— WHAT THE TASK REQUIRES —
Collect each line of the records containing the string "that".

— RECORDS SUPPLIED —
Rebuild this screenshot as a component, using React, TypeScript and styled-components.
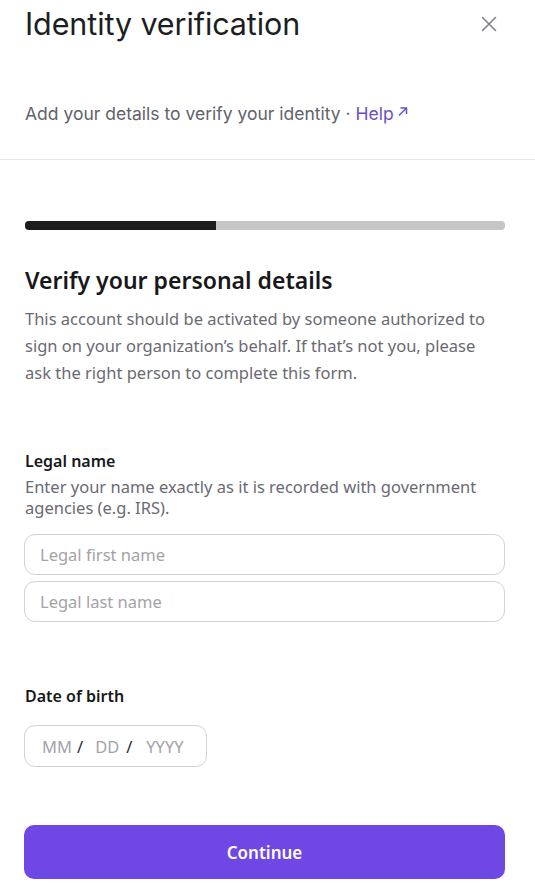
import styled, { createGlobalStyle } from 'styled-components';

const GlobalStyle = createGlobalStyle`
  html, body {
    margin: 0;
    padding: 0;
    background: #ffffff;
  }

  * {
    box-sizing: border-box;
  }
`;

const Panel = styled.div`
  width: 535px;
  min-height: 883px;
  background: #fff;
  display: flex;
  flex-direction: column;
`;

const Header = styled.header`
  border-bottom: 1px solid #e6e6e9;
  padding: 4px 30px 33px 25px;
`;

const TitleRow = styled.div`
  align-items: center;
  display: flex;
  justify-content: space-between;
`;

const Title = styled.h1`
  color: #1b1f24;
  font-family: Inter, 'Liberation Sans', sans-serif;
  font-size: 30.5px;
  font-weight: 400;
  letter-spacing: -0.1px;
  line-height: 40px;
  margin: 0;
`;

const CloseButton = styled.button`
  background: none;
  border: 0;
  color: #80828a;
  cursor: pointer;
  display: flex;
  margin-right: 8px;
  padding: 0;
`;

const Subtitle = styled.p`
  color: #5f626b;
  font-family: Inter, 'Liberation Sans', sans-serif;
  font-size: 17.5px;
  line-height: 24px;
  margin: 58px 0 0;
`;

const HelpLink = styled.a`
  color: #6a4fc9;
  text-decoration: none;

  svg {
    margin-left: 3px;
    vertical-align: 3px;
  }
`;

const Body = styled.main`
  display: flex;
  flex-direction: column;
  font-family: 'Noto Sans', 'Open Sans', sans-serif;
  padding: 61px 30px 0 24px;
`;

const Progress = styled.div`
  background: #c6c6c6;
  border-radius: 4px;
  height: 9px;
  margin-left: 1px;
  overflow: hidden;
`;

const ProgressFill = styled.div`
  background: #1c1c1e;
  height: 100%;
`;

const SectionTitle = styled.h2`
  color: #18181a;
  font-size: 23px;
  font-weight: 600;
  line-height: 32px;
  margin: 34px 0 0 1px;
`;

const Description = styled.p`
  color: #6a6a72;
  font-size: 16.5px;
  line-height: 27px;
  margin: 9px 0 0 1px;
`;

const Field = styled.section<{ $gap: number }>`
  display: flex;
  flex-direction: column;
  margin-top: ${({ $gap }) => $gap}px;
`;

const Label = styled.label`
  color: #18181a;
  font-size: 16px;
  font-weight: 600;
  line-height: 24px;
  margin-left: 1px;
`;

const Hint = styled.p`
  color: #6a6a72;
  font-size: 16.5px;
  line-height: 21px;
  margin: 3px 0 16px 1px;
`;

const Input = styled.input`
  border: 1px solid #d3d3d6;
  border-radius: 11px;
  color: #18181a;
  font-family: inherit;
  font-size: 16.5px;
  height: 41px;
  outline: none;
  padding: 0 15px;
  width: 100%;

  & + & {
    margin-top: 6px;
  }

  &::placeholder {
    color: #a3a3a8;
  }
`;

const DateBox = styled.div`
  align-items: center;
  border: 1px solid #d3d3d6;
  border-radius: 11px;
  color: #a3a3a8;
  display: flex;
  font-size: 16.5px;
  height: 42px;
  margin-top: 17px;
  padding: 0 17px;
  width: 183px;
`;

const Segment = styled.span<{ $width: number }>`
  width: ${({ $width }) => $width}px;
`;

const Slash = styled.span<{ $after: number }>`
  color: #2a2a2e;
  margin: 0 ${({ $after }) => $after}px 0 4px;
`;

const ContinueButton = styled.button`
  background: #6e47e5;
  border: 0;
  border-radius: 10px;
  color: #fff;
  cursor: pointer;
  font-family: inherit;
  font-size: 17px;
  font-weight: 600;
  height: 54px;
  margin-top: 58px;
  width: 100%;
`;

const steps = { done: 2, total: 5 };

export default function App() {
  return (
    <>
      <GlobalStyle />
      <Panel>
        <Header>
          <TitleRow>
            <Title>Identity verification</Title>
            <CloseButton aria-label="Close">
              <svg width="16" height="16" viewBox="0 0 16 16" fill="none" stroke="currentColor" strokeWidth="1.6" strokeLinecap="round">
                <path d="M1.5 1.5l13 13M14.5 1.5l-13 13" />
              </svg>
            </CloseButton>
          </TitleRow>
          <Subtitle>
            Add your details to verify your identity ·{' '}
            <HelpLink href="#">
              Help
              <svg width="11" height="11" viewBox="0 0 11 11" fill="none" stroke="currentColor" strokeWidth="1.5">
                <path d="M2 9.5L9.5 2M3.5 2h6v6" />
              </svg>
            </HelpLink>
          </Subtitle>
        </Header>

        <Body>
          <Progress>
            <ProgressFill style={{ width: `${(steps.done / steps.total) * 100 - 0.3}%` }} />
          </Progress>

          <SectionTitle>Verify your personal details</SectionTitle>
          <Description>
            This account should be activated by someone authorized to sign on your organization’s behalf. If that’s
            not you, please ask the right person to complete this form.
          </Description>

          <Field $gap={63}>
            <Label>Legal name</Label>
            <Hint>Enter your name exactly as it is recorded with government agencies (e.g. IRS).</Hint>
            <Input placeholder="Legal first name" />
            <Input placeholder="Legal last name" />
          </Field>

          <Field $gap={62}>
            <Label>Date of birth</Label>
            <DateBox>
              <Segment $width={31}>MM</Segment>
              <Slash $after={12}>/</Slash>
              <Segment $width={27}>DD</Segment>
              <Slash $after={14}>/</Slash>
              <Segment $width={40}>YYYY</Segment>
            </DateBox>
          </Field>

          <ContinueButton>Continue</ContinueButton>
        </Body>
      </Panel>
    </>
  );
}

--

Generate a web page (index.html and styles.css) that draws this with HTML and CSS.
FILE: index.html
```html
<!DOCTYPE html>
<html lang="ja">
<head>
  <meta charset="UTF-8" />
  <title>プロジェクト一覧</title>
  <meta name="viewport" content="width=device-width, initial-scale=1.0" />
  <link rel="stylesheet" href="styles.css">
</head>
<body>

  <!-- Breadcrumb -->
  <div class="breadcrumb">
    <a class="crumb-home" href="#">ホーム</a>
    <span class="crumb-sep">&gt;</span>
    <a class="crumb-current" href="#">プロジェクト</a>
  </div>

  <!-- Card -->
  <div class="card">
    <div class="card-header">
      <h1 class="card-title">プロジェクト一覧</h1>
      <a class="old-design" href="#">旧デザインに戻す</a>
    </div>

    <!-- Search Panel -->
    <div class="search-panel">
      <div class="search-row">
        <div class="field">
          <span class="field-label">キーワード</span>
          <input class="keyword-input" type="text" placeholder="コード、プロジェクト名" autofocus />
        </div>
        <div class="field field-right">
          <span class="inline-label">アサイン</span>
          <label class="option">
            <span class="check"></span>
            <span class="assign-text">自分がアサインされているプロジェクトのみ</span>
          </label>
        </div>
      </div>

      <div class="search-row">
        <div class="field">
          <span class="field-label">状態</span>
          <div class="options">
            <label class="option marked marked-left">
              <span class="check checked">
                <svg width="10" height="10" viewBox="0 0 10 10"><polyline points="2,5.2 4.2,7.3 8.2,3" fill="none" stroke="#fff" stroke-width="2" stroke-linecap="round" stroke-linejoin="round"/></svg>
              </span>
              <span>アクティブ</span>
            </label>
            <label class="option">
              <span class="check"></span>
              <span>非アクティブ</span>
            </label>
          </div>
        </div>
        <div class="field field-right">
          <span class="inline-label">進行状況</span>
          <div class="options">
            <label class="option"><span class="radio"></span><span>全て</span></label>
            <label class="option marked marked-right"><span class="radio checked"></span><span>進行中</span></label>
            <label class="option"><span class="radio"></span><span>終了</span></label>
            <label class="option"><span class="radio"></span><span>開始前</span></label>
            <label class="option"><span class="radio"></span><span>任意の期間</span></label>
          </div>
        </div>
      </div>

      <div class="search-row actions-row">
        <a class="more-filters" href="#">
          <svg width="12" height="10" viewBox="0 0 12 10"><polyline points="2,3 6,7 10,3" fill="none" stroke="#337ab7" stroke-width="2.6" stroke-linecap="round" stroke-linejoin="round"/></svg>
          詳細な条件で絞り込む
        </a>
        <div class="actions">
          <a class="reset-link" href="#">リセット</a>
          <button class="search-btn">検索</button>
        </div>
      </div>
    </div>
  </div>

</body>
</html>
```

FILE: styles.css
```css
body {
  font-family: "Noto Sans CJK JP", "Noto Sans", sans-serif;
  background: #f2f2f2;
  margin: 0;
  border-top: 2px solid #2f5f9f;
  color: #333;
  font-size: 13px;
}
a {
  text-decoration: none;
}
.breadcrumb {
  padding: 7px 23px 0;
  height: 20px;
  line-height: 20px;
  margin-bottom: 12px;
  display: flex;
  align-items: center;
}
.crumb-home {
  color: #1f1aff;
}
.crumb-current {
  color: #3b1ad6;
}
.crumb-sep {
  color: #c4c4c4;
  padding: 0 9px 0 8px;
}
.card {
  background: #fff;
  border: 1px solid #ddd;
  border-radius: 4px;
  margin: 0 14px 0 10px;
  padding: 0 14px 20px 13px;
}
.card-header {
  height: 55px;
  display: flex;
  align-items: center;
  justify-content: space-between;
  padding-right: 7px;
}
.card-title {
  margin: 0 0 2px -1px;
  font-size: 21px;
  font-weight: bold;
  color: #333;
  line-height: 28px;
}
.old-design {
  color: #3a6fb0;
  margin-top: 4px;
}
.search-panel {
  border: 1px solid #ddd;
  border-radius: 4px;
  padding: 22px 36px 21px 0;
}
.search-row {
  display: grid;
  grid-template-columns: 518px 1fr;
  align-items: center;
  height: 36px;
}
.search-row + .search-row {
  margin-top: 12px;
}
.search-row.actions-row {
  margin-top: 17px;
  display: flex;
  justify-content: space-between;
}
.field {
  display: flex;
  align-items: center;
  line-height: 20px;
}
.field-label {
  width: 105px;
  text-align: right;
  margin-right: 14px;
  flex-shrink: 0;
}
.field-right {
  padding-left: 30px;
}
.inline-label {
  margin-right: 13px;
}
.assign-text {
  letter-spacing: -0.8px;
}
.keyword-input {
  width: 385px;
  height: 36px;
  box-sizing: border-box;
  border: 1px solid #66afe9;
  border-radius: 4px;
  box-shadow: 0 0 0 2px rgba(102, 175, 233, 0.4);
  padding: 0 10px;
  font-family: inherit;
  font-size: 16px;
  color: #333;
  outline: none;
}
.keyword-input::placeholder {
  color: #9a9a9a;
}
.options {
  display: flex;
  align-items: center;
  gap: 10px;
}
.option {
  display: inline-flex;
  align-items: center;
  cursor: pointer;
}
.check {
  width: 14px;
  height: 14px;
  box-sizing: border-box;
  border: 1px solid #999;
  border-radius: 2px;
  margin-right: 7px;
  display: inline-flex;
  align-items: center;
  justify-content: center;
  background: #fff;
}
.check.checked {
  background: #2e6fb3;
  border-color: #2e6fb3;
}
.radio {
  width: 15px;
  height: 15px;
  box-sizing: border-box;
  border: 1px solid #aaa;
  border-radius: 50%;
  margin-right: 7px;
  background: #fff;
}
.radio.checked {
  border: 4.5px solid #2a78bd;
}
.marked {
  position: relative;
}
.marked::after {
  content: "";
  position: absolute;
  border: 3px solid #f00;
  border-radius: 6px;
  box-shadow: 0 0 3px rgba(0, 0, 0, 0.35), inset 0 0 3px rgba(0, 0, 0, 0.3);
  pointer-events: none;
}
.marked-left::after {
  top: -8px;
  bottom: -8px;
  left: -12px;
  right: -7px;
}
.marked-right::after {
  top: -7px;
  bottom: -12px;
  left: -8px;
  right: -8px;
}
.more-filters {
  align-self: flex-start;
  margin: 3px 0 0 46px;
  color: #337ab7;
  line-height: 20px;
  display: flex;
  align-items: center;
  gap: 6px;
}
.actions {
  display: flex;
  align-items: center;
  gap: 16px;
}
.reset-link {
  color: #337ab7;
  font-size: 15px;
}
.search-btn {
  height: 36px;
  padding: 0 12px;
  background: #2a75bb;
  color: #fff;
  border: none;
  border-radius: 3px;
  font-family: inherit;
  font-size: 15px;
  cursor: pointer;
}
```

— RESULT FOR THIS EXERCISE —
            This account should be activated by someone authorized to sign on your organization’s behalf. If that’s
Generate a web page (index.html and styles.css) that draws this with HTML and CSS.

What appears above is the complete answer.